In anticipation of a remastered release of Led Zeppelin’s greatest hits, another band who used to share the stage with the legendary rockers is suing under copyright laws over one of the most iconic songs of the 20th century.
Spirit, which opened for Led Zeppelin in the late 1960s, recorded and performed a song, ‘Taurus’ during many shows.
The estate of the song’s deceased writer, Randy California, is now suing Stairway to Heaven writer and Led Zeppelin frontman, claiming he outright stole the song’s opening riff.
Here are the two songs side by side:
My reaction (and the reaction of my professional musician husband) was, “Meh.”
Richard California reportedly went public with his claims about the origin of Stairway to Heaven’s opening riff in 1997, but never went as far as suing.
“I’d say it was a ripoff,” California told Listener magazine. “And the guys made millions of bucks on it and never said ‘Thank you,’ never said, ‘Can we pay you some money for it?’ It’s kind of a sore point with me.”
Copyright infringement cases in music often have mixed results, but they do highlight one of the many shortcomings of the concept of intellectual property, and its enforcement in the US through copyright and trademark laws: the fine lines drawn in copyright suits are often too pencil thin.
One of the more famous musical copyright infringement cases was that of 1960s group The Chiffons versus former Beatles member George Harrison. Harrison was ultimately found guilty of “subconscious plagiarism” and ordered to pay $587,000 in 1981.
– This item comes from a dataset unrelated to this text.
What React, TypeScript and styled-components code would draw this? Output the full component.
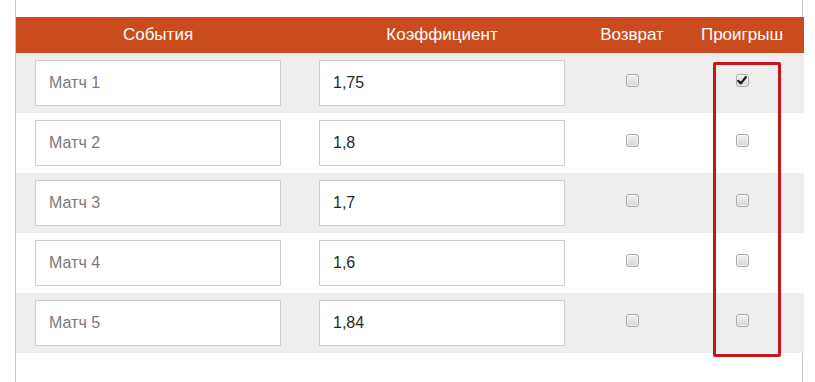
import React from 'react';
import styled, { createGlobalStyle } from 'styled-components';

const GlobalStyle = createGlobalStyle`
  html, body {
    margin: 0;
    padding: 0;
    background: #fff;
    font-family: 'Liberation Sans', Arial, sans-serif;
  }
`;

const rows = [
  { name: 'Матч 1', coef: '1,75', refund: false, lose: true },
  { name: 'Матч 2', coef: '1,8', refund: false, lose: false },
  { name: 'Матч 3', coef: '1,7', refund: false, lose: false },
  { name: 'Матч 4', coef: '1,6', refund: false, lose: false },
  { name: 'Матч 5', coef: '1,84', refund: false, lose: false },
];

const Page = styled.div`
  position: relative;
  margin-left: 15px;
  width: 788px;
  height: 382px;
  padding-top: 17px;
  box-sizing: border-box;
  border-left: 1px solid #c4c4c4;
  border-right: 1px solid #c4c4c4;
`;

const Table = styled.table`
  width: 788px;
  border-collapse: collapse;
  table-layout: fixed;
`;

const HeadCell = styled.th`
  height: 36px;
  padding: 0;
  background: #c94b1e;
  color: #fff;
  font-size: 17px;
  font-weight: normal;
  text-align: center;
  vertical-align: middle;
`;

const Row = styled.tr<{ $odd: boolean }>`
  height: 60px;
  background: ${(p) => (p.$odd ? '#eeeeee' : '#ffffff')};
`;

const Cell = styled.td`
  padding: 0;
  text-align: center;
  vertical-align: middle;
`;

const Field = styled.input`
  display: block;
  margin: 0 auto;
  width: 246px;
  height: 46px;
  box-sizing: border-box;
  padding: 0 0 0 13px;
  border: 1px solid #cccccc;
  background: #fff;
  font-family: 'Liberation Sans', Arial, sans-serif;
  font-size: 16px;
  color: #1f2a1f;
  outline: none;

  &::placeholder {
    color: #7a7a7a;
  }
`;

const Box = styled.span<{ $checked: boolean }>`
  display: inline-flex;
  align-items: center;
  justify-content: center;
  width: 13px;
  height: 13px;
  box-sizing: border-box;
  margin-top: -6px;
  border: 1px solid #a9a9a9;
  border-radius: 3px;
  background: linear-gradient(#f1f1f1, #d6d6d6);
  box-shadow: inset 0 0 0 1px rgba(255, 255, 255, 0.6);
  vertical-align: middle;
`;

const Highlight = styled.div`
  position: absolute;
  left: 697px;
  top: 62px;
  width: 68px;
  height: 295px;
  box-sizing: border-box;
  border: 3px solid #c8141c;
  border-radius: 2px;
  pointer-events: none;
`;

const Check = ({ checked }: { checked: boolean }) => (
  <Box $checked={checked} role="checkbox" aria-checked={checked}>
    {checked && (
      <svg width="10" height="9" viewBox="0 0 10 9">
        <path d="M1.2 4.8 L3.8 7.4 L8.8 1.2" fill="none" stroke="#1a1a1a" strokeWidth="2.2" strokeLinecap="round" strokeLinejoin="round" />
      </svg>
    )}
  </Box>
);

export default function App() {
  return (
    <>
      <GlobalStyle />
      <Page>
        <Table>
          <colgroup>
            <col style={{ width: 284 }} />
            <col style={{ width: 284 }} />
            <col style={{ width: 96 }} />
            <col style={{ width: 124 }} />
          </colgroup>
          <thead>
            <tr>
              <HeadCell>События</HeadCell>
              <HeadCell>Коэффициент</HeadCell>
              <HeadCell>Возврат</HeadCell>
              <HeadCell>Проигрыш</HeadCell>
            </tr>
          </thead>
          <tbody>
            {rows.map((r, i) => (
              <Row key={r.name} $odd={i % 2 === 0}>
                <Cell>
                  <Field placeholder={r.name} readOnly />
                </Cell>
                <Cell>
                  <Field defaultValue={r.coef} readOnly />
                </Cell>
                <Cell>
                  <Check checked={r.refund} />
                </Cell>
                <Cell>
                  <Check checked={r.lose} />
                </Cell>
              </Row>
            ))}
          </tbody>
        </Table>
        <Highlight />
      </Page>
    </>
  );
}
Subconscious plagiarism is a difficult concept for me to wrap my head around. Almost all music (and arguably all art) is at some level influenced by other music. That’s one of the reasons the decade in which a song was recorded is almost immediately evident. At what point does an arrangement of a finite set of notes and chords become too similar to an existing arrangement? When does a re-expression of an existing picture, song or item cross over from infringement to art?
The problem is that we don’t know. Courts have pretty much stuck to a “I know it when I see it” test, but more often than not claims come to an out of court (and usually undisclosed) settlement.
The artist Girl Talk takes several songs and creates “mashups” that are often protected from needing to pay royalties to the original artist because they are covered under “fair use” laws, and the mashup “transforms” the songs into a new product.
So IP law establishes that similar sounding music can be exempt as a transformed art, but sometimes it isn’t. The law is by nature so open to interpretation that we end up with a Girl Talk-style mashup of judicial opinions and laws. Some artists get screwed, and some make bank. Almost no one ends up happy.
The never-ending argument between libertarians about whether or not IP law should even exist is certainly a heated one. How does a free market provide “protection” for innovators without stifling artistic expression? To me the answer is precisely in the process of innovation. In the world of music, record labels are quickly losing their significance. Between “Hipster” culture’s obsession with the newest music “you’ve probably never heard of”, and the internet’s relatively new capability of delivering individual songs straight to your smartphone in less than 60 seconds, the need for a middleman for musicians to gain prominence is diminishing.
The ability of consumers to quickly and easily gain access to new music makes it easier for them to identify who is a successful innovator in music, and who is just ripping someone else off.